Stepping through the blood completely unfazed, as if she did not notice it, the woman pounced on me, her brown hair flying behind her. With a fierce grip on my neck, she shoved me down to the floor and I shut my eyes and squelched a scream. If I was about to die, I wasn’t going to cry or beg for my life. My life was my own, and I would die on my own terms. Or at least I wouldn’t give her the satisfaction of begging. To my surprise, she didn’t kill me but licked my face and sniffed me. I was sure she would bite me any second, but the pain never came. I sensed a struggle within her; she wanted to kill me, she wanted it very badly. Her eyes glittered and her lip curled to show me her deadly teeth, but she either could not or would not strike. I wasn’t sure which.
r /> Be careful, Levi. You know she can read your mind.
And even as I had this thought, she released my neck and made a strange purring sound. Then she tossed her hair back as she shook her head and growled. Her eyes glittered steadily, and she gathered herself together and became “human” once again. I was reconsidering begging for my life.
“Your blood is precious, Levi Wallace. To kill you would be a crime. We have use for you yet. You will sustain my new king while he recovers, but do not fear. I will watch over you to make sure he doesn’t kill you. Not right away. He will be so hungry when he becomes one of the Frenzied. So. Very. Hungry.”
My mind raced with a hundred scenarios and none of them good. While we’d been talking, I could see that Rex had stopped breathing. He was dead now. But if he was like she said, how long would he stay dead? I didn’t understand any of this. Why me? How was it that I should be here?
“Of course you do not understand. How could you? How could you know how precious you are and how long we have waited to bring you to us? You could not know this. But you will understand soon enough. To be a Sustainer is an esteemed position in our world, Levi Wallace. And although it will hurt in the beginning, you will soon come to desire it. I will watch over you, young Levi.”

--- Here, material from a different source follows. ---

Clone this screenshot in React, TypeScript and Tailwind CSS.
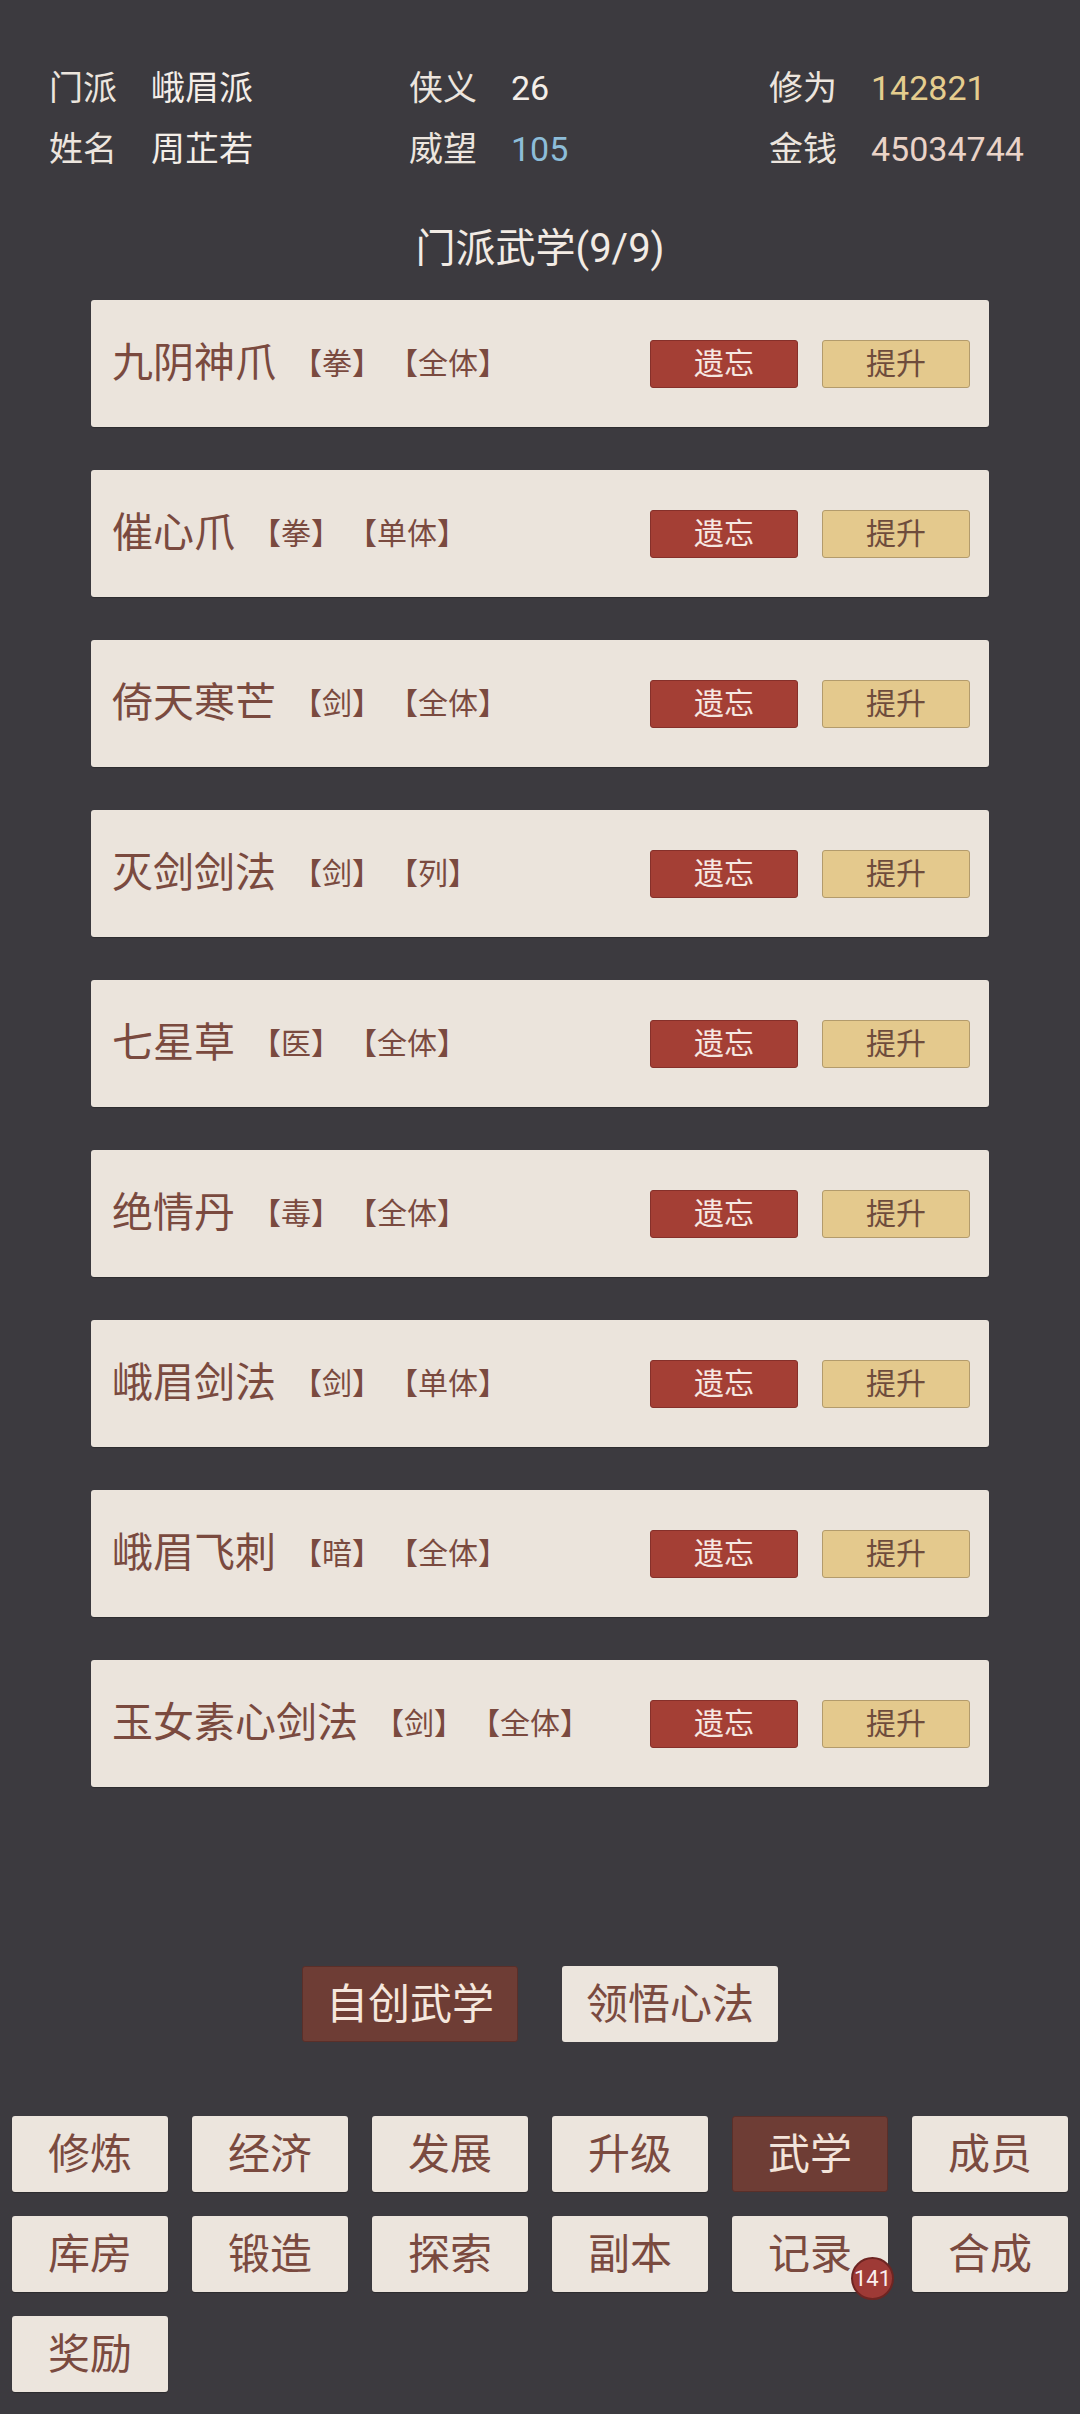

“You plan to feed me to Rex Teaser? Is that what you’re saying? Is he going to be like you? Why would you do that?” Stall for time. Think, damn it!
“Because like all of you mortals, my Beautiful One wants to stay beautiful forever. I have done nothing to him that he didn’t ask of me. The truth is, many ask but only a few are selected. Only a few are beautiful enough, talented enough. In your own way, you are much like Rex. But the powers of this world are allied against you, Levi Wallace. Your blood has given you purpose. And in that, I think, you are lucky.”